Erm, what!?  No wonder some people get confused about what they can recycle.  All they needed to say was “the cardboard is made of high % recycled content and you should be able to recycle again through your local council collection, but do check with them.”  I am still waiting to hear the verdict from Wandsworth, so that soup could be the deal breaker this week….

 

My husband suggests we go out for supper when I get home.  I have been dreaming about nice food all day after my rice cake lunch, and would like nothing more than to go to our local thai place.  But how can I justify a meal out unless I know they recycle everything that transported and went into my meal?  Even if they do recycle the materials the council will take away it is highly unlikely that they recycle all those things that the council won’t take.  I check their website hoping for a zero waste policy, but don’t find anything.  I could of course offer to take away all the materials that they will throw out associated with my meal, but add in a small language barrier, and they will certainly think I am insane.  And take away would of course be cheating, even if I took my own Tupperware for them to fill.

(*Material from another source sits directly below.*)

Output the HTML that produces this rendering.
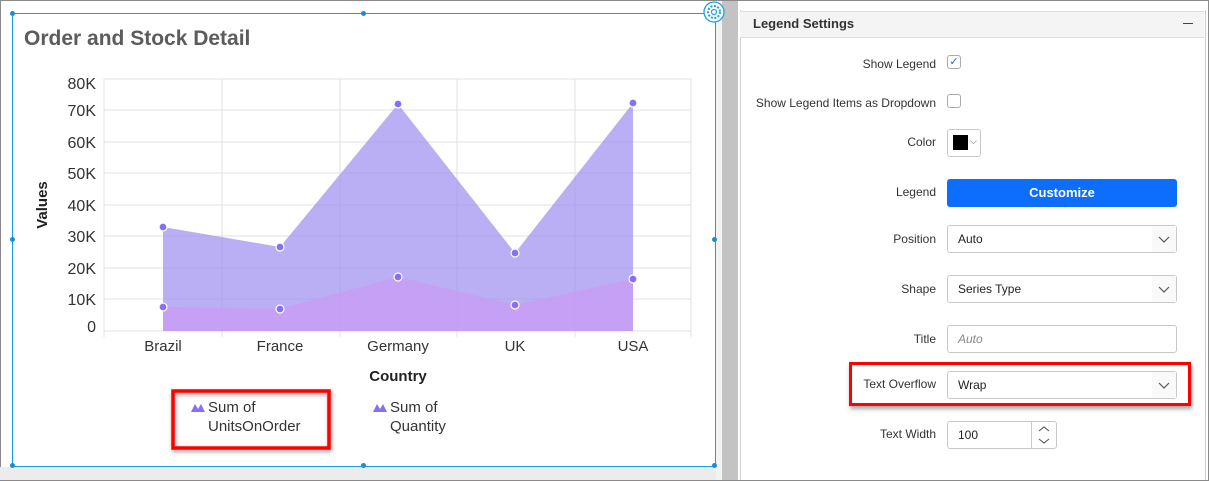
<!DOCTYPE html>
<html><head><style>
body{margin:0;width:1209px;height:481px;overflow:hidden;background:#fff;font-family:"Liberation Sans",Arial,sans-serif;position:relative}
.abs{position:absolute}
.lbl{position:absolute;right:0;font-size:12px;color:#333;text-align:right}
.inp{position:absolute;left:947px;width:230px;border:1px solid #c8c8c8;border-radius:3px;background:#fff;font-size:12px;color:#222;line-height:26px;box-sizing:border-box;padding-left:10px;height:28px}
.chev{position:absolute;right:0;top:0;width:24px;height:26px;background:#f9f9f9}
</style></head><body>
<div class="abs" style="left:0;top:0;width:1207px;height:479px;border:1px solid #8a8a8a"></div>
<div class="abs" style="left:0;top:467px;width:722px;height:13px;background:#ececec"></div>
<div class="abs" style="left:722px;top:1px;width:16px;height:479px;background:#c3c3c3"></div>
<div class="abs" style="left:716px;top:1px;width:6px;height:479px;background:#f3f3f3"></div>
<div class="abs" style="left:12px;top:13px;width:702px;height:452px;border:1px solid #1aa0e0"></div>
<div class="abs" style="left:10px;top:11px;width:5px;height:5px;border-radius:50%;background:#1a8fd0"></div>
<div class="abs" style="left:361px;top:11px;width:5px;height:5px;border-radius:50%;background:#1a8fd0"></div>
<div class="abs" style="left:10px;top:237px;width:5px;height:5px;border-radius:50%;background:#1a8fd0"></div>
<div class="abs" style="left:712px;top:237px;width:5px;height:5px;border-radius:50%;background:#1a8fd0"></div>
<div class="abs" style="left:10px;top:463px;width:5px;height:5px;border-radius:50%;background:#1a8fd0"></div>
<div class="abs" style="left:361px;top:463px;width:5px;height:5px;border-radius:50%;background:#1a8fd0"></div>
<div class="abs" style="left:712px;top:463px;width:5px;height:5px;border-radius:50%;background:#1a8fd0"></div>
<svg class="abs" style="left:703px;top:1px" width="22" height="22" viewBox="0 0 22 22"><circle cx="11" cy="11" r="10" fill="#fff" stroke="#1aa0e0" stroke-width="1.3"/><circle cx="11" cy="11" r="6" fill="none" stroke="#1aa0e0" stroke-width="2" stroke-dasharray="2 1.5"/><circle cx="11" cy="11" r="2.5" fill="none" stroke="#1aa0e0" stroke-width="1.2"/></svg>
<div class="abs" style="left:24px;top:27px;font-size:21px;font-weight:bold;color:#5c5c5c">Order and Stock Detail</div>
<svg class="abs" style="left:0;top:0" width="716" height="466">
<g stroke="#e0e0e0" stroke-width="1">
<line x1="104" y1="79" x2="691" y2="79"/><line x1="104" y1="110" x2="691" y2="110"/><line x1="104" y1="142" x2="691" y2="142"/><line x1="104" y1="173" x2="691" y2="173"/><line x1="104" y1="205" x2="691" y2="205"/><line x1="104" y1="236" x2="691" y2="236"/><line x1="104" y1="268" x2="691" y2="268"/><line x1="104" y1="299" x2="691" y2="299"/>
<line x1="222" y1="79" x2="222" y2="331"/><line x1="340" y1="79" x2="340" y2="331"/><line x1="457" y1="79" x2="457" y2="331"/><line x1="575" y1="79" x2="575" y2="331"/><line x1="691" y1="79" x2="691" y2="331"/>
<line x1="104" y1="79" x2="104" y2="337"/><line x1="104" y1="331" x2="691" y2="331"/>
<line x1="222" y1="331" x2="222" y2="337"/><line x1="340" y1="331" x2="340" y2="337"/><line x1="457" y1="331" x2="457" y2="337"/><line x1="575" y1="331" x2="575" y2="337"/><line x1="691" y1="331" x2="691" y2="337"/>
</g>
<polygon points="163,227 280,247 398,104 515,253 633,103 633,331 163,331" fill="#9f8ff0" fill-opacity="0.72"/>
<polygon points="163,307 280,309 398,277 515,305 633,279 633,331 163,331" fill="#c89cf5" fill-opacity="0.8"/>
<g fill="#8a6ff5" stroke="#fff" stroke-width="1.2">
<circle cx="163" cy="227" r="4"/><circle cx="280" cy="247" r="4"/><circle cx="398" cy="104" r="4"/><circle cx="515" cy="253" r="4"/><circle cx="633" cy="103" r="4"/>
<circle cx="163" cy="307" r="4"/><circle cx="280" cy="309" r="4"/><circle cx="398" cy="277" r="4"/><circle cx="515" cy="305" r="4"/><circle cx="633" cy="279" r="4"/>
</g>
<g font-family="Liberation Sans" font-size="16" fill="#333" text-anchor="end">
<text x="96" y="89">80K</text><text x="96" y="116">70K</text><text x="96" y="148">60K</text><text x="96" y="179">50K</text><text x="96" y="211">40K</text><text x="96" y="242">30K</text><text x="96" y="274">20K</text><text x="96" y="305">10K</text><text x="96" y="332">0</text>
</g>
<g font-family="Liberation Sans" font-size="15" fill="#333" text-anchor="middle">
<text x="163" y="351">Brazil</text><text x="280" y="351">France</text><text x="398" y="351">Germany</text><text x="515" y="351">UK</text><text x="633" y="351">USA</text>
</g>
<text x="398" y="381" font-family="Liberation Sans" font-size="15" font-weight="bold" fill="#222" text-anchor="middle">Country</text>
<text transform="translate(47,205) rotate(-90)" font-family="Liberation Sans" font-size="15" font-weight="bold" fill="#222" text-anchor="middle">Values</text>
<path d="M191,412 L195,404 L198,409 L201,404 L205,412Z" fill="#8a6ff5"/>
<path d="M373,412 L377,404 L380,409 L383,404 L387,412Z" fill="#8a6ff5"/>
<g font-family="Liberation Sans" font-size="15" fill="#333">
<text x="208" y="412">Sum of</text><text x="208" y="431">UnitsOnOrder</text>
<text x="390" y="412">Sum of</text><text x="390" y="431">Quantity</text>
</g>
<rect x="173" y="391" width="156" height="57" fill="none" stroke="#f00" stroke-width="3.5" style="filter:drop-shadow(1px 2px 2px rgba(0,0,0,.4))"/>
</svg>
<div class="abs" style="left:740px;top:10px;width:464px;height:470px;border-left:1px solid #ccc;border-right:1px solid #ccc;background:#fff"></div>
<div class="abs" style="left:740px;top:11px;width:464px;height:25px;background:#f4f4f4;border-top:1px solid #ddd;border-bottom:1px solid #ddd"></div>
<div class="abs" style="left:753px;top:16px;font-size:13px;font-weight:bold;color:#333">Legend Settings</div>
<div class="abs" style="left:1183px;top:23px;width:10px;height:1px;background:#444"></div>
<div class="abs" style="left:740px;top:0;width:196px;height:480px">
<div class="lbl" style="top:57px">Show Legend</div>
<div class="lbl" style="top:96px">Show Legend Items as Dropdown</div>
<div class="lbl" style="top:135px">Color</div>
<div class="lbl" style="top:185px">Legend</div>
<div class="lbl" style="top:232px">Position</div>
<div class="lbl" style="top:282px">Shape</div>
<div class="lbl" style="top:332px">Title</div>
<div class="lbl" style="top:377px">Text Overflow</div>
<div class="lbl" style="top:427px">Text Width</div>
</div>
<div class="abs" style="left:947px;top:55px;width:12px;height:12px;border:1px solid #aaa;border-radius:3px;color:#2563eb;font-size:11px;line-height:12px;text-align:center">✓</div>
<div class="abs" style="left:947px;top:94px;width:12px;height:12px;border:1px solid #aaa;border-radius:3px"></div>
<div class="abs" style="left:947px;top:129px;width:32px;height:26px;border:1px solid #c8c8c8;border-radius:3px"><div style="position:absolute;left:5px;top:5px;width:15px;height:15px;background:#000"></div><div style="position:absolute;left:22px;top:6px;font-size:9px;color:#555">⌵</div></div>
<div class="abs" style="left:947px;top:179px;width:230px;height:28px;background:#0d6efd;border-radius:3px;color:#fff;font-weight:bold;font-size:13px;line-height:28px;text-align:center">Customize</div>
<div class="inp" style="top:225px">Auto<div class="chev"><svg width="24" height="26"><path d="M7,11 L12,16 L17,11" fill="none" stroke="#555" stroke-width="1.2"/></svg></div></div>
<div class="inp" style="top:275px">Series Type<div class="chev"><svg width="24" height="26"><path d="M7,11 L12,16 L17,11" fill="none" stroke="#555" stroke-width="1.2"/></svg></div></div>
<div class="inp" style="top:325px;color:#888;font-style:italic">Auto</div>
<div class="inp" style="top:371px">Wrap<div class="chev"><svg width="24" height="26"><path d="M7,11 L12,16 L17,11" fill="none" stroke="#555" stroke-width="1.2"/></svg></div></div>
<div class="abs" style="left:849px;top:362px;width:342px;height:44px;border:3.5px solid #f00;box-sizing:border-box;box-shadow:1px 3px 4px rgba(0,0,0,.35)"></div>
<div class="inp" style="top:421px;width:110px">100<div style="position:absolute;right:0;top:0;width:24px;height:26px;border-left:1px solid #ccc"><svg width="24" height="26"><path d="M7,9 L12,5 L17,9 M7,17 L12,21 L17,17" fill="none" stroke="#555" stroke-width="1.1"/></svg></div></div>
</body></html>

However all is not lost!!  A quick search tells me that we could go to Jamie Oliver’s Diner – his new restaurant in Piccadilly Circus, which claims to be zero waste.  Hurrah for him!  However two things stand in our way, firstly we cannot be bothered to go to Piccadilly circus, and also on closer inspection I am not sure if it is so much Zero Waste, as Zero food waste. Good but no cigar.  I will email them for clarification and will update when I hear.

So we end up staying in and eating M&S fishcakes (paper box, plastic tray both can be recycled in our household recycling, plastic film and sauce packet washed and to the magic place) and salad (plastic bag and tray to the magic place.) Chocolate for pudding – paper in the household recycling, foil to the magic place, with a large helping of sulking on the side.